Trennung zwischen Polizei und Nachrichtendienst
Dieses sogenannte Trennungsgebot wirkt bis heute fort. Zwischen den Nachrichtendiensten und der Polizei werden Informationen zu konkreten Sachverhalten, bei denen es um islamistischen Terrorismus beziehungsweise rechte, linke oder auslandsbezogene extremistische Gewalt geht, dennoch ausgetauscht: Im Gemeinsamen Terrorismusabwehrzentrum (GTAZ) in Berlin und dem Gemeinsamen Extremismus- und Terrorismusabwehrzentrum (GETZ).
Arbeit im Verborgenen
Mit dem Slogan „Im Verborgenen Gutes tun!“ warb der Verfassungsschutz früher um neue Mitarbeiter. 2021 erschien das nicht mehr zeitgemäß. Seither wendet sich die Sicherheitsbehörde, die ihren Hauptsitz in einem schmucklosen Zweckbau im Kölner Norden hat, mit der Botschaft „Im Auftrag der Demokratie“ an potenzielle Bewerberinnen und Bewerber.
Aufklärung extremistischer Netzwerke
Selen, der vor seiner Ernennung zum BfV-Chef Vizepräsident der Behörde war, beschreibt die Aufgabe so: „Das Bundesamt für Verfassungsschutz verfolgt seit 1950 im Auftrag der Demokratie eine doppelte Stoßrichtung: Als Abwehrdienst verteidigen wir die Sicherheitsinteressen des deutschen Staates vor inneren und äußeren Gefahren und dienen zugleich den Schutz- und Freiheitsrechten der Bürgerinnen und Bürger.“ Die Informationen und Analysen des Bundesamtes seien häufig Grundlage für Verbote von Vereinen oder Vereinigungen, deren Aktivitäten gegen die freiheitliche demokratische Grundordnung gerichtet seien.

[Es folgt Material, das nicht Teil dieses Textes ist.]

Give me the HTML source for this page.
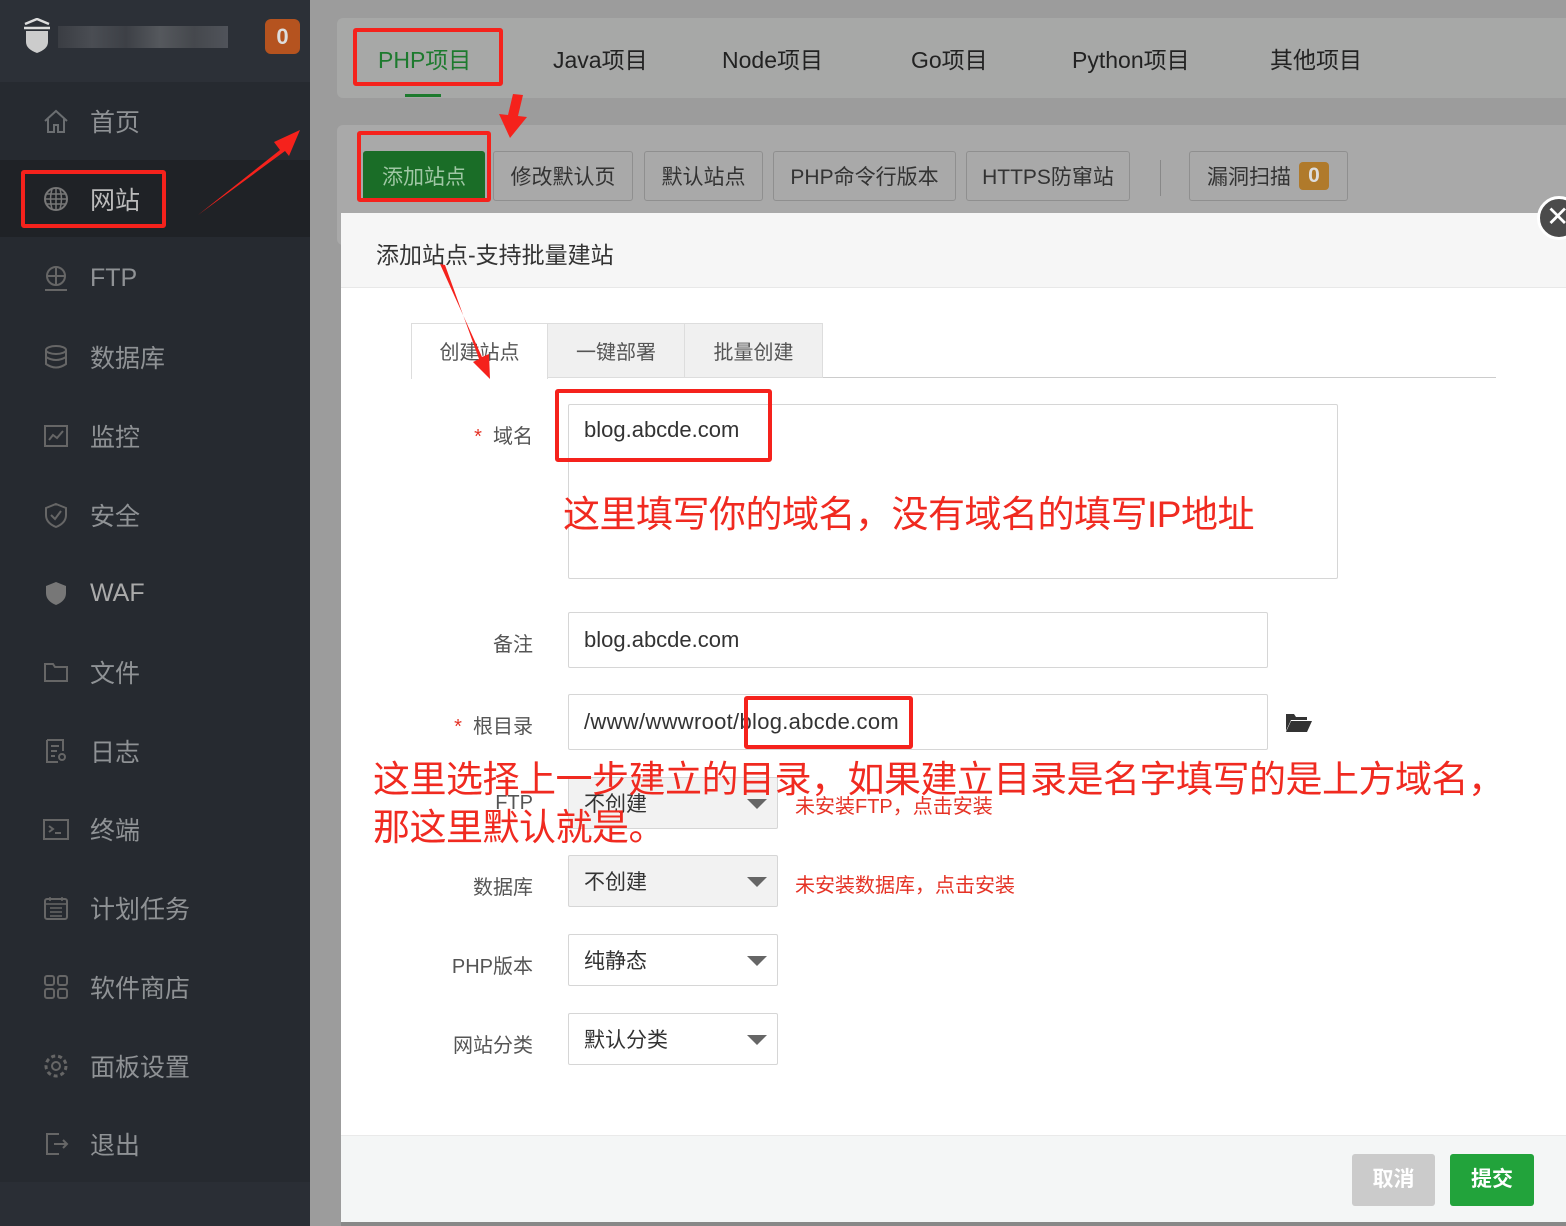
<!DOCTYPE html>
<html><head><meta charset="utf-8"><style>
*{margin:0;padding:0;box-sizing:border-box}
body{width:1566px;height:1226px;overflow:hidden;position:relative;background:#9c9c9c;font-family:"Liberation Sans","Noto Sans CJK SC",sans-serif}
.a{position:absolute}
.side{left:0;top:0;width:310px;height:1226px;background:#262a30}
.mi{position:absolute;left:42px;height:40px;display:flex;align-items:center;color:#8f9295;font-size:25px}
.mi svg{width:28px;height:28px;margin-right:20px}
.tab{position:absolute;top:41px;font-size:23px;color:#222}
.btn{position:absolute;top:151px;height:50px;border:1px solid #8f8f8f;border-radius:3px;background:#a9a9a9;color:#333;font-size:21px;display:flex;align-items:center;justify-content:center}
.lbl{position:absolute;right:1033px;font-size:20px;color:#555;text-align:right}
.inp{position:absolute;left:568px;border:1px solid #d6d6d6;border-radius:2px;background:#fff;font-size:22px;color:#333;padding-left:15px;display:flex;align-items:center}
.sel{background:#f2f2f2;width:210px;height:52px;font-size:21px}
.sel:after{content:"";position:absolute;right:10px;top:21px;border-left:10px solid transparent;border-right:10px solid transparent;border-top:10px solid #666}
.red{position:absolute;border:4px solid #f5221c;border-radius:3px}
.rt{position:absolute;color:#f02a20;font-size:37px;white-space:nowrap;letter-spacing:-0.5px}
.hint{position:absolute;left:795px;color:#e53225;font-size:20px}
</style></head><body>
<div class="a side"></div>
<div class="a" style="left:0;top:0;width:310px;height:82px;background:#2c3037"></div>
<svg class="a" style="left:22px;top:18px" width="30" height="36" viewBox="0 0 30 36"><path d="M3 6 L15 1 L27 6 M2 10 L28 10" stroke="#ddd" stroke-width="2.5" fill="none"/><path d="M4 13 H26 V24 Q26 31 15 35 Q4 31 4 24Z" fill="#ccc"/></svg>
<div class="a" style="left:58px;top:26px;width:170px;height:22px;background:linear-gradient(90deg,#3a3d43,#4a4d53 20%,#3d4046 40%,#55585d 60%,#45484d 80%,#50535a)"></div>
<div class="a" style="left:265px;top:19px;width:35px;height:35px;border-radius:6px;background:#b5531f;color:#ddd;font-size:22px;font-weight:bold;text-align:center;line-height:35px">0</div>
<div class="a" style="left:0;top:160px;width:310px;height:77px;background:#1f2226"></div>
<div class="a" style="left:0;top:1182px;width:310px;height:44px;background:#2a2e35"></div>
<div class="mi" style="top:101px"><svg viewBox="0 0 28 28"><path d="M3 14 L14 4 L25 14 M6 12 V25 H12 V18 H16 V25 H22 V12" stroke="#6b6e71" stroke-width="2" fill="none"/></svg>首页</div>
<div class="mi" style="top:179px;color:#bbb"><svg viewBox="0 0 28 28"><circle cx="14" cy="14" r="11" stroke="#777" stroke-width="2" fill="none"/><path d="M3 14H25M14 3V25M5 9H23M5 19H23M10 4Q7 14 10 24M18 4Q21 14 18 24" stroke="#777" stroke-width="1.5" fill="none"/></svg>网站</div>
<div class="mi" style="top:258px"><svg viewBox="0 0 28 28"><circle cx="14" cy="12" r="9" stroke="#666" stroke-width="2" fill="none"/><path d="M5 12H23M14 3V21M3 26H25" stroke="#666" stroke-width="2" fill="none"/></svg>FTP</div>
<div class="mi" style="top:337px"><svg viewBox="0 0 28 28"><ellipse cx="14" cy="7" rx="10" ry="4" stroke="#666" stroke-width="2" fill="none"/><path d="M4 7V21Q14 28 24 21V7M4 14Q14 20 24 14" stroke="#666" stroke-width="2" fill="none"/></svg>数据库</div>
<div class="mi" style="top:416px"><svg viewBox="0 0 28 28"><rect x="3" y="4" width="22" height="20" stroke="#666" stroke-width="2" fill="none"/><path d="M7 18L11 13L15 16L21 9" stroke="#666" stroke-width="2" fill="none"/></svg>监控</div>
<div class="mi" style="top:495px"><svg viewBox="0 0 28 28"><path d="M14 3L24 7V14Q24 22 14 26Q4 22 4 14V7Z M9 14L13 18L19 10" stroke="#666" stroke-width="2" fill="none"/></svg>安全</div>
<div class="mi" style="top:573px;color:#aaa"><svg viewBox="0 0 28 28"><path d="M14 3L24 7V14Q24 22 14 26Q4 22 4 14V7Z" fill="#777"/></svg>WAF</div>
<div class="mi" style="top:652px"><svg viewBox="0 0 28 28"><path d="M3 6H11L13 9H25V23H3Z" stroke="#666" stroke-width="2" fill="none"/></svg>文件</div>
<div class="mi" style="top:731px"><svg viewBox="0 0 28 28"><path d="M5 3H21V14M5 3V25H16M9 9H17M9 14H15M9 19H13" stroke="#666" stroke-width="2" fill="none"/><circle cx="20" cy="20" r="3" stroke="#666" stroke-width="2" fill="none"/></svg>日志</div>
<div class="mi" style="top:809px"><svg viewBox="0 0 28 28"><rect x="2" y="5" width="24" height="19" stroke="#666" stroke-width="2" fill="none"/><path d="M7 11L11 14L7 17M13 18H19" stroke="#666" stroke-width="2" fill="none"/></svg>终端</div>
<div class="mi" style="top:888px"><svg viewBox="0 0 28 28"><rect x="3" y="5" width="22" height="20" rx="2" stroke="#666" stroke-width="2" fill="none"/><path d="M3 10H25M8 3V7M20 3V7M8 14H20M8 18H20M8 22H20" stroke="#666" stroke-width="1.5" fill="none"/></svg>计划任务</div>
<div class="mi" style="top:967px"><svg viewBox="0 0 28 28"><rect x="3" y="3" width="9" height="9" rx="2" stroke="#666" stroke-width="2" fill="none"/><rect x="16" y="3" width="9" height="9" rx="2" stroke="#666" stroke-width="2" fill="none"/><rect x="3" y="16" width="9" height="9" rx="2" stroke="#666" stroke-width="2" fill="none"/><rect x="16" y="16" width="9" height="9" rx="2" stroke="#666" stroke-width="2" fill="none"/></svg>软件商店</div>
<div class="mi" style="top:1046px"><svg viewBox="0 0 28 28"><circle cx="14" cy="14" r="4" stroke="#666" stroke-width="2" fill="none"/><circle cx="14" cy="14" r="10" stroke="#666" stroke-width="3" stroke-dasharray="4 3" fill="none"/></svg>面板设置</div>
<div class="mi" style="top:1124px"><svg viewBox="0 0 28 28"><path d="M17 4H5V24H17M12 14H25M21 10L25 14L21 18" stroke="#666" stroke-width="2" fill="none"/></svg>退出</div>

<div class="a" style="left:337px;top:18px;width:1240px;height:80px;background:#a7a8a7;border-radius:6px"></div>
<div class="tab" style="left:378px;color:#1d7a2e">PHP项目</div>
<div class="a" style="left:405px;top:94px;width:36px;height:3px;background:#1d7a2e"></div>
<div class="tab" style="left:553px">Java项目</div>
<div class="tab" style="left:722px">Node项目</div>
<div class="tab" style="left:911px">Go项目</div>
<div class="tab" style="left:1072px">Python项目</div>
<div class="tab" style="left:1270px">其他项目</div>

<div class="a" style="left:337px;top:125px;width:1240px;height:120px;background:#a9a9a9;border-radius:6px"></div>
<div class="btn" style="left:363px;width:122px;background:#1a6d27;border-color:#1a6d27;color:#9fc7a4">添加站点</div>
<div class="btn" style="left:493px;width:140px">修改默认页</div>
<div class="btn" style="left:644px;width:119px">默认站点</div>
<div class="btn" style="left:773px;width:183px">PHP命令行版本</div>
<div class="btn" style="left:966px;width:164px">HTTPS防窜站</div>
<div class="a" style="left:1160px;top:160px;width:1px;height:36px;background:#888"></div>
<div class="btn" style="left:1189px;width:159px;justify-content:flex-start;padding-left:17px">漏洞扫描<span style="margin-left:8px;background:#b07a2b;color:#ddd;border-radius:4px;width:30px;height:28px;text-align:center;font-weight:bold;line-height:28px">0</span></div>

<div class="a" style="left:341px;top:213px;width:1225px;height:1009px;background:#fff"></div>
<div class="a" style="left:341px;top:213px;width:1225px;height:75px;background:#f6f6f6;border-bottom:1px solid #e8e8e8"></div>
<div class="a" style="left:376px;top:236px;font-size:23px;color:#333">添加站点-支持批量建站</div>
<div class="a" style="left:1537px;top:196px;width:44px;height:44px;border-radius:50%;background:#4b4b4b;border:3px solid #fff;color:#fff;font-size:28px;line-height:36px;padding-left:6px">✕</div>

<div class="a" style="left:411px;top:377px;width:1085px;height:1px;background:#ccc"></div>
<div class="a" style="left:411px;top:323px;width:137px;height:56px;background:#fff;border:1px solid #ddd;border-bottom:none;font-size:20px;color:#555;text-align:center;line-height:58px">创建站点</div>
<div class="a" style="left:547px;top:323px;width:138px;height:55px;background:#f0f0f0;border:1px solid #ddd;font-size:20px;color:#555;text-align:center;line-height:58px">一键部署</div>
<div class="a" style="left:684px;top:323px;width:139px;height:55px;background:#f0f0f0;border:1px solid #ddd;font-size:20px;color:#555;text-align:center;line-height:58px">批量创建</div>

<div class="lbl" style="top:420px"><span style="color:#e53225">*</span>&nbsp; 域名</div>
<div class="inp" style="top:404px;width:770px;height:175px;align-items:flex-start;padding-top:12px">blog.abcde.com</div>
<div class="lbl" style="top:628px">备注</div>
<div class="inp" style="top:612px;width:700px;height:56px">blog.abcde.com</div>
<div class="lbl" style="top:710px"><span style="color:#e53225">*</span>&nbsp; 根目录</div>
<div class="inp" style="top:694px;width:700px;height:56px;letter-spacing:0.3px">/www/wwwroot/blog.abcde.com</div>
<svg class="a" style="left:1285px;top:711px" width="28" height="22" viewBox="0 0 28 22"><path d="M1 3H9L11 6H22V9H6L1 20Z" fill="#333"/><path d="M6 10H27L22 21H1Z" fill="#333"/></svg>
<div class="lbl" style="top:792px">FTP</div>
<div class="inp sel" style="top:777px">不创建</div>
<div class="hint" style="top:790px">未安装FTP，点击安装</div>
<div class="lbl" style="top:871px">数据库</div>
<div class="inp sel" style="top:855px">不创建</div>
<div class="hint" style="top:869px">未安装数据库，点击安装</div>
<div class="lbl" style="top:950px">PHP版本</div>
<div class="inp sel" style="top:934px;background:#fff">纯静态</div>
<div class="lbl" style="top:1029px">网站分类</div>
<div class="inp sel" style="top:1013px;background:#fff">默认分类</div>

<div class="a" style="left:341px;top:1135px;width:1225px;height:87px;background:#f4f6f6;border-top:1px solid #eaeaea"></div>
<div class="a" style="left:1352px;top:1154px;width:83px;height:52px;background:#cbcbcb;border-radius:3px;color:#fff;font-size:21px;font-weight:bold;text-align:center;line-height:52px">取消</div>
<div class="a" style="left:1450px;top:1154px;width:84px;height:52px;background:#22a33b;border-radius:3px;color:#fff;font-size:21px;font-weight:bold;text-align:center;line-height:52px">提交</div>
<div class="a" style="left:341px;top:1222px;width:1225px;height:4px;background:#888"></div>

<!-- annotations -->
<div class="red" style="left:21px;top:170px;width:145px;height:58px"></div>
<div class="red" style="left:353px;top:28px;width:150px;height:58px"></div>
<div class="red" style="left:357px;top:131px;width:134px;height:71px"></div>
<div class="red" style="left:555px;top:389px;width:217px;height:73px"></div>
<div class="red" style="left:744px;top:696px;width:169px;height:53px"></div>
<div class="rt" style="left:563px;top:484px">这里填写你的域名，没有域名的填写IP地址</div>
<div class="rt" style="left:373px;top:756px;line-height:48px">这里选择上一步建立的目录，如果建立目录是名字填写的是上方域名，<br>那这里默认就是。</div>
<svg class="a" style="left:0;top:0" width="1566" height="1226">
<polygon points="198,215 280,150 274,142 300,130 289,156 285,151" fill="#f5221c"/>
<polygon points="523,95 518,116 527,117 510,138 499,114 508,115 513,94" fill="#f5221c"/>
<polygon points="440,264 482,357 489,354 490,379 473,362 479,359 445,265" fill="#f5221c"/>
</svg>
</body></html>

„Festnahmen und oftmals dann auch sich anschließende Verurteilungen von Extremisten und Terroristen wären in vielen Fällen ohne den Verfassungsschutz nicht möglich“, betont Selen. Im Cyberraum unterstütze seine Behörde dabei, große internationale Propagandaplattformen zu identifizieren und zu stoppen. Eine weitere Aufgabe des Bundesamtes sei es, vor Cyberakteuren, die Deutschland täglich angriffen, öffentlich zu warnen.

Nachdem der rechtsterroristische NSU im November 2011 aufgeflogen war, mussten Polizei und Verfassungsschutz viele kritische Fragen beantworten - auch in verschiedenen parlamentarischen Untersuchungsausschüssen. (Archivbild)
Foto: Hendrik Schmidt
Nach der NSU-Mordserie
Zu den unrühmlichen Kapiteln in der Geschichte des Bundesamtes zählt die sogenannte Schredder-Affäre. BfV-Präsident Heinz Fromm bat im Juli 2012 um Versetzung in den vorzeitigen Ruhestand. Zuvor war bekanntgeworden, dass Verfassungsschützer im November 2011, kurz nach dem Auffliegen der Neonazi-Terrorzelle NSU, Akten zur rechten Szene vernichtet hatten. Der Nationalsozialistische Untergrund (NSU) hatte aus rassistischen Motiven neun Menschen mit Migrationshintergrund und eine Polizistin ermordet.
Beobachtung der AfD
Auch wenn das Verhältnis zwischen dem Verfassungsschutz und der Partei Die Linke bis heute nicht spannungsfrei ist: Von den im Bundestag vertretenen Parteien hat aktuell wohl die AfD die meisten Probleme mit der Behörde. Das BfV hatte die Partei Anfang Mai vom Verdachtsfall zur „gesichert rechtsextremistischen Bestrebung“ hochgestuft. Dagegen geht die AfD juristisch vor.
Bis zu einer noch ausstehenden Gerichtsentscheidung in dieser Sache hat der Verfassungsschutz die Höherstufung daher wieder auf Eis gelegt. Mit einer Klage gegen die Einstufung als Verdachtsfall, die bereits eine Beobachtung mit nachrichtendienstlichen Mitteln gestattet, war die Partei vor Gericht gescheitert.